For the scale involved, there was only ever one realistic suspect.
Robert McCauley and Chang Shu from the BIS took a more deliberate, and intelligent, stab at it. Updating their figures in March 2016, the authors wrote:
Persistent private capital outflows from China since June 2014 have led to two different narratives. One tells a story of investors selling mainland assets en masse; the other of Chinese firms paying down their dollar debt. Our analysis favours the second view, but also points to what both narratives miss – the shrinkage of offshore renminbi deposits. [emphasis added]
Their numbers were persuasive. In the third quarter of 2015 alone, $175 billion in cross-border balances just up and vanished.
Using their database of reported estimates, they started with about $12 billion in official RMB reserves which were shifted offshore (a net outflow using this accounting basis).
This left $163 billion in private flows. Of that, $34 billion was due to China’s corporate sector reducing its foreign debt liabilities. Primarily denominated in US$’s, it counts as a capital outflow, too.

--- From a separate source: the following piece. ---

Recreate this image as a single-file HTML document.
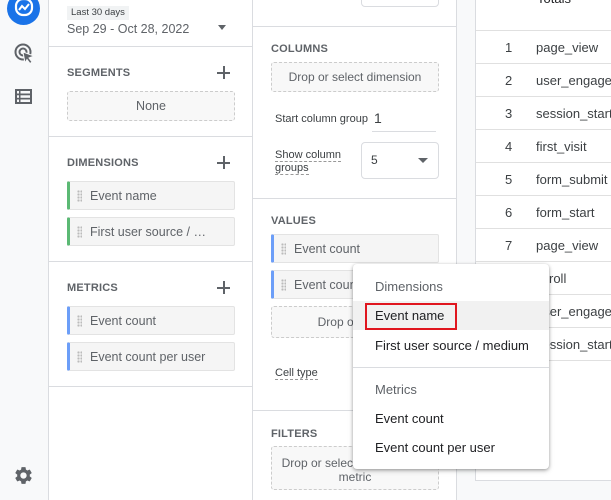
<!DOCTYPE html>
<html><head><meta charset="utf-8"><style>
*{box-sizing:border-box;margin:0;padding:0}
body{width:611px;height:500px;overflow:hidden;position:relative;background:#f8f9fa;font-family:"Liberation Sans",Roboto,sans-serif;color:#3c4043}
.a{position:absolute}
.t{font-size:12px;color:#3c4043;white-space:nowrap}
.h{font-size:11px;font-weight:bold;color:#5f6368;letter-spacing:.2px}
.chip{position:absolute;height:29px;background:#f5f5f5;border:1px solid #e3e3e3;border-radius:2px;font-size:12.5px;color:#5f6368;line-height:28px;padding-left:20px;white-space:nowrap;overflow:hidden}
.chip.g{border-left:3px solid #5bb974}
.chip.b{border-left:3px solid #6c9ef8}
.chip:before{content:"";position:absolute;left:7px;top:8px;width:5px;height:12px;background:radial-gradient(circle,#bbb 1px,transparent 1.3px) 0 0/3px 3px}
.drop{position:absolute;border:1px dashed #ccc;border-radius:3px;background:#f8f8f8;font-size:12px;color:#5f6368;text-align:center}
.plus{position:absolute;width:13px;height:13px}
.plus:before{content:"";position:absolute;left:6px;top:0;width:1.5px;height:13px;background:#5f6368}
.plus:after{content:"";position:absolute;top:6px;left:0;height:1.5px;width:13px;background:#5f6368}
.hr{position:absolute;height:1px;background:#dadce0}
.row{position:absolute;left:476px;width:135px;height:33px;border-bottom:1px solid #e0e0e0;font-size:13px;color:#3c4043;line-height:33px}
.row span{position:absolute;left:29px}
.row b{position:absolute;left:60px;font-weight:normal}
.mi{position:absolute;left:375px;font-size:13px;color:#202124}
</style></head><body>
<div class="a" style="left:48px;top:0;width:1px;height:500px;background:#dadce0"></div>
<div class="a" style="left:7px;top:-8px;width:33px;height:33px;border-radius:50%;background:#1a73e8"></div>
<svg class="a" style="left:14px;top:-2px" width="20" height="20" viewBox="0 0 20 20"><rect x="2" y="1" width="16" height="16" rx="7" fill="none" stroke="#fff" stroke-width="2.2"/><path d="M5 12 L8 8 L11 11 L15 6" stroke="#fff" stroke-width="2" fill="none"/></svg>
<svg class="a" style="left:14px;top:43px" width="22" height="22" viewBox="0 0 22 22"><circle cx="9" cy="9" r="7.5" fill="none" stroke="#5f6368" stroke-width="2"/><circle cx="9" cy="9" r="3.5" fill="none" stroke="#5f6368" stroke-width="2"/><path d="M9 9 L20 13 L15 15 L18 19 L16 20.5 L13 16.5 L11 20 Z" fill="#5f6368" stroke="#f8f9fa" stroke-width="1"/></svg>
<svg class="a" style="left:15px;top:89px" width="17" height="15" viewBox="0 0 17 15"><rect x="0" y="0" width="17" height="15" fill="#5f6368"/><g fill="#f8f9fa"><rect x="2" y="2" width="2" height="2.5"/><rect x="2" y="6.3" width="2" height="2.5"/><rect x="2" y="10.5" width="2" height="2.5"/><rect x="5.5" y="2" width="9.5" height="2.5"/><rect x="5.5" y="6.3" width="9.5" height="2.5"/><rect x="5.5" y="10.5" width="9.5" height="2.5"/></g></svg>
<svg class="a" style="left:13px;top:465px" width="21" height="21" viewBox="0 0 24 24"><path fill="#5f6368" d="M19.14 12.94c.04-.3.06-.61.06-.94 0-.32-.02-.64-.07-.94l2.030-1.58a.49.49 0 00.12-.61l-1.92-3.32a.488.488 0 00-.59-.22l-2.39.96c-.5-.38-1.030-.7-1.62-.94l-.36-2.54a.484.484 0 00-.48-.41h-3.84c-.24 0-.43.17-.47.41l-.36 2.54c-.59.24-1.13.57-1.62.94l-2.39-.96c-.22-.08-.47 0-.59.22L2.74 8.87c-.12.21-.08.47.12.61l2.03 1.58c-.05.3-.09.63-.09.94s.02.64.07.94l-2.03 1.58a.49.49 0 00-.12.61l1.92 3.32c.12.22.37.29.59.22l2.39-.96c.5.38 1.03.7 1.62.94l.36 2.54c.05.24.24.41.48.41h3.84c.24 0 .44-.17.47-.41l.36-2.54c.59-.24 1.13-.56 1.62-.94l2.39.96c.22.08.47 0 .59-.22l1.92-3.32c.12-.22.07-.47-.12-.61l-2.01-1.58zM12 15.6c-1.98 0-3.6-1.62-3.6-3.6s1.62-3.6 3.6-3.6 3.6 1.62 3.6 3.6-1.62 3.6-3.6 3.6z"/></svg>
<div class="a" style="left:49px;top:0;width:203px;height:500px;background:#fff"></div>
<div class="a" style="left:252px;top:0;width:1px;height:500px;background:#dadce0"></div>
<div class="a" style="left:67px;top:6px;width:62px;height:14px;background:#f1f3f4;font-size:9.5px;color:#3c4043;padding-left:4px;line-height:14px">Last 30 days</div>
<div class="a t" style="left:67px;top:22px;font-size:12.5px;color:#5f6368">Sep 29 - Oct 28, 2022</div>
<div class="a" style="left:218px;top:25px;border:4px solid transparent;border-top:5px solid #5f6368"></div>
<div class="hr" style="left:49px;top:46px;width:203px"></div>
<div class="a h" style="left:67px;top:67px">SEGMENTS</div>
<div class="plus" style="left:217px;top:66px"></div>
<div class="drop" style="left:67px;top:91px;width:168px;height:30px;line-height:28px;font-size:12.5px">None</div>
<div class="hr" style="left:49px;top:136px;width:203px"></div>
<div class="a h" style="left:67px;top:157px">DIMENSIONS</div>
<div class="plus" style="left:217px;top:156px"></div>
<div class="chip g" style="left:67px;top:181px;width:168px">Event name</div>
<div class="chip g" style="left:67px;top:217px;width:168px">First user source / …</div>
<div class="hr" style="left:49px;top:261px;width:203px"></div>
<div class="a h" style="left:67px;top:282px">METRICS</div>
<div class="plus" style="left:217px;top:281px"></div>
<div class="chip b" style="left:67px;top:306px;width:168px">Event count</div>
<div class="chip b" style="left:67px;top:342px;width:168px">Event count per user</div>
<div class="hr" style="left:49px;top:386px;width:203px"></div>
<div class="a" style="left:253px;top:0;width:203px;height:500px;background:#fff"></div>
<div class="a" style="left:456px;top:0;width:1px;height:500px;background:#dadce0"></div>
<div class="a" style="left:361px;top:-10px;width:78px;height:17px;border:1px solid #dadce0;border-radius:4px"></div>
<div class="hr" style="left:253px;top:26px;width:203px"></div>
<div class="a h" style="left:271px;top:43px">COLUMNS</div>
<div class="drop" style="left:271px;top:62px;width:168px;height:30px;line-height:28px">Drop or select dimension</div>
<div class="a t" style="left:275px;top:113px;font-size:11px">Start column group</div>
<div class="a" style="left:374px;top:110px;font-size:14px;color:#3c4043">1</div>
<div class="a" style="left:372px;top:131px;width:64px;height:1px;background:#dadce0"></div>
<div class="a" style="left:275px;top:149px;font-size:11px;line-height:13px;color:#3c4043"><span style="border-bottom:1px dashed #999">Show column</span><br><span style="border-bottom:1px dashed #999">groups</span></div>
<div class="a" style="left:361px;top:142px;width:78px;height:37px;border:1px solid #dadce0;border-radius:4px;font-size:12px;line-height:35px;padding-left:9px">5</div>
<div class="a" style="left:418px;top:158px;border:5px solid transparent;border-top:5px solid #5f6368"></div>
<div class="hr" style="left:253px;top:198px;width:203px"></div>
<div class="a h" style="left:271px;top:215px">VALUES</div>
<div class="chip b" style="left:271px;top:234px;width:168px">Event count</div>
<div class="chip b" style="left:271px;top:270px;width:168px">Event count</div>
<div class="drop" style="left:271px;top:306px;width:168px;height:32px;line-height:30px">Drop or select</div>
<div class="a" style="left:275px;top:367px;font-size:11px;border-bottom:1px dashed #999">Cell type</div>
<div class="hr" style="left:253px;top:410px;width:203px"></div>
<div class="a h" style="left:271px;top:428px">FILTERS</div>
<div class="drop" style="left:271px;top:446px;width:168px;height:44px;padding-top:9px;line-height:14px">Drop or select dimension or<br>metric</div>
<div class="a" style="left:475px;top:0;width:136px;height:481px;background:#fff;border-left:1px solid #dadce0;border-bottom:1px solid #dadce0"></div>
<div class="a" style="left:537px;top:-9px;font-size:13px;color:#202124">Totals</div>
<div class="hr" style="left:476px;top:30px;width:135px;background:#e0e0e0"></div>
<div class="row" style="top:31px"><span>1</span><b>page_view</b></div>
<div class="row" style="top:64px"><span>2</span><b>user_engagement</b></div>
<div class="row" style="top:97px"><span>3</span><b>session_start</b></div>
<div class="row" style="top:130px"><span>4</span><b>first_visit</b></div>
<div class="row" style="top:163px"><span>5</span><b>form_submit</b></div>
<div class="row" style="top:196px"><span>6</span><b>form_start</b></div>
<div class="row" style="top:229px"><span>7</span><b>page_view</b></div>
<div class="row" style="top:262px"><span>8</span><b>scroll</b></div>
<div class="row" style="top:295px"><span>9</span><b>user_engagement</b></div>
<div class="row" style="top:328px"><span>10</span><b>session_start</b></div>
<div class="a" style="left:353px;top:264px;width:196px;height:205px;background:#fff;border-radius:4px;box-shadow:0 1px 3px rgba(0,0,0,.3),0 2px 6px rgba(0,0,0,.15)"></div>
<div class="mi" style="top:279px;color:#5f6368">Dimensions</div>
<div class="a" style="left:353px;top:301px;width:196px;height:29px;background:#f1f1f1"></div>
<div class="a" style="left:365px;top:303px;width:92px;height:27px;border:2px solid #e0161f"></div>
<div class="mi" style="top:308px">Event name</div>
<div class="mi" style="top:338px">First user source / medium</div>
<div class="a" style="left:353px;top:367px;width:196px;height:1px;background:#dadce0"></div>
<div class="mi" style="top:382px;color:#5f6368">Metrics</div>
<div class="mi" style="top:411px">Event count</div>
<div class="mi" style="top:440px">Event count per user</div>
</body></html>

Another $7 billion was attributed to direct foreign currency loans. Firms inside China reported fewer of them with banks also inside China. It was therefore assumed, given the way the global monetary system works (dollar short), any change in foreign currency balances between China’s corporate sector and its banking sector will lead to the same change between China’s banking sector and the external financial sector (eurodollar market); China’s banks merely the middleman or redistributor from source to end user.
About half of the private total decline, $80 billion, was due to banks located outside China reducing their RMB balances inside China. Also booked as an outflow, the BIS researchers, however, regarded this as being “associated with depreciation in the renminbi/dollar rate.” They don’t say why because everyone’s been told and taught financial agents hate currency volatility for its own sake.
It still leaves tens of billions during Q3 2015 unaccounted for; about a quarter of the private total.
The lack of demand for onshore RMB can be for other more prominent reasons. In the same way foreign central banks and governments build up a dollar buffer within FRBNY’s foreign repo pool, funds going in the other direction require the same thing. What I mean is, for all those trillions of eurodollars which ended up inside China there was always an RMB buffer for net cross-border payments, too.
The more dollars going in, the more RMB held as reserve.
On the other hand, if you expect less payment activity going into and out of China you don’t need as much of an RMB buffer. And if you expect that case because of, say, a dollar shortage then the foreign repo pool and these private RMB buffers are going to be moving in opposite directions; less of the latter, more of the former.
The world increases their dollar buffer (dollar shortage) at the same time they reduce their RMB buffer (inside China, booked as a “capital outflow”). In this case CNY DOWN = BAD does apply; just not specifically because of CNY falling in terms of volatility or “devaluation”, rather because of what’s motivating the currency to move in the first place.
Dollar shortage, or the concept even of dollar destruction. This isn’t the same as de-dollarization.
In the “capital outflow” story(ies) no matter how you originate them, money has left China, sure, but then it has to go somewhere else. In the eurodollar story, dollars disappear from China (or anywhere else) because banks shrink their liability structure in response to, as well as the cause of, the facts behind CNY DOWN.
The dollars are destroyed, in essence. It’s not an outflow so much as a negative redistribution.
It sheds a different light on the BIS estimates, preserving still the scale of the numbers involved; therefore, a sense of just how big this problem might have been. Why was 2015-16 for EM’s and Asia in particular as bad as 2008 was in the US and Europe? Immense dollar destruction would be the answer.
And it was all a big mystery while it unfolded. We were otherwise left to figure flighty Chinese billionaires as the reason why nearly $1 trillion in reported reserves disappeared from China by the time all was said and done with Euro$ #3. It was never a credible explanation.
Such a global monetary desert plays out in all sorts of ways, as we are finding again during Euro$ #4.
In the minutes from the June 2019 FOMC meeting released today, the very first section is about what will effectively be QE5. I’ve written up the tortured details behind this standing repo facility before.
What is most striking about the minutes is not that the thing is in it, or how it might add up to a fifth QE attempt. Rather, the text is curiously silent as to any reason why it is being considered at all! You are left to imagine how policymakers are tinkering with their control over money market rates, including, importantly, federal funds.
But why? Why now? Especially federal funds, of all places.
As noted yesterday, the way this system works is a lot more complicated than you’ve ever been led to believe. There’s a vast and hidden structure out there, and thus enormous potential for things just not going the way they are expected; or how they “should” according to current beliefs. It only starts with fed funds; or, more realistically, trouble in these shadows ends there.
I wrote:
What they don’t say, what they can’t say, is that these interlinkages and connections can also be the basis for interrupting and overwhelming the pass-through of monetary policy… New York central bankers finally come out and admit offshore dollars are important, that they must play some fuzzy role in things, but don’t yet grasp just how important.
This monetary system is global in reach and scope. It may be denominated in dollars, but it is not strictly a US$ system. That leaves the US central bank expecting to be in charge of the US$ increasingly isolated and impotent; more and more on the outside of what really goes on in it.
The standing repo facility, QE5, or whatever you want to call it, this is the FOMC trying (more desperately) to come to terms with all this. After being forced to by fed funds, of all things. It is a wonder to behold.
A potentially destructive global wonder.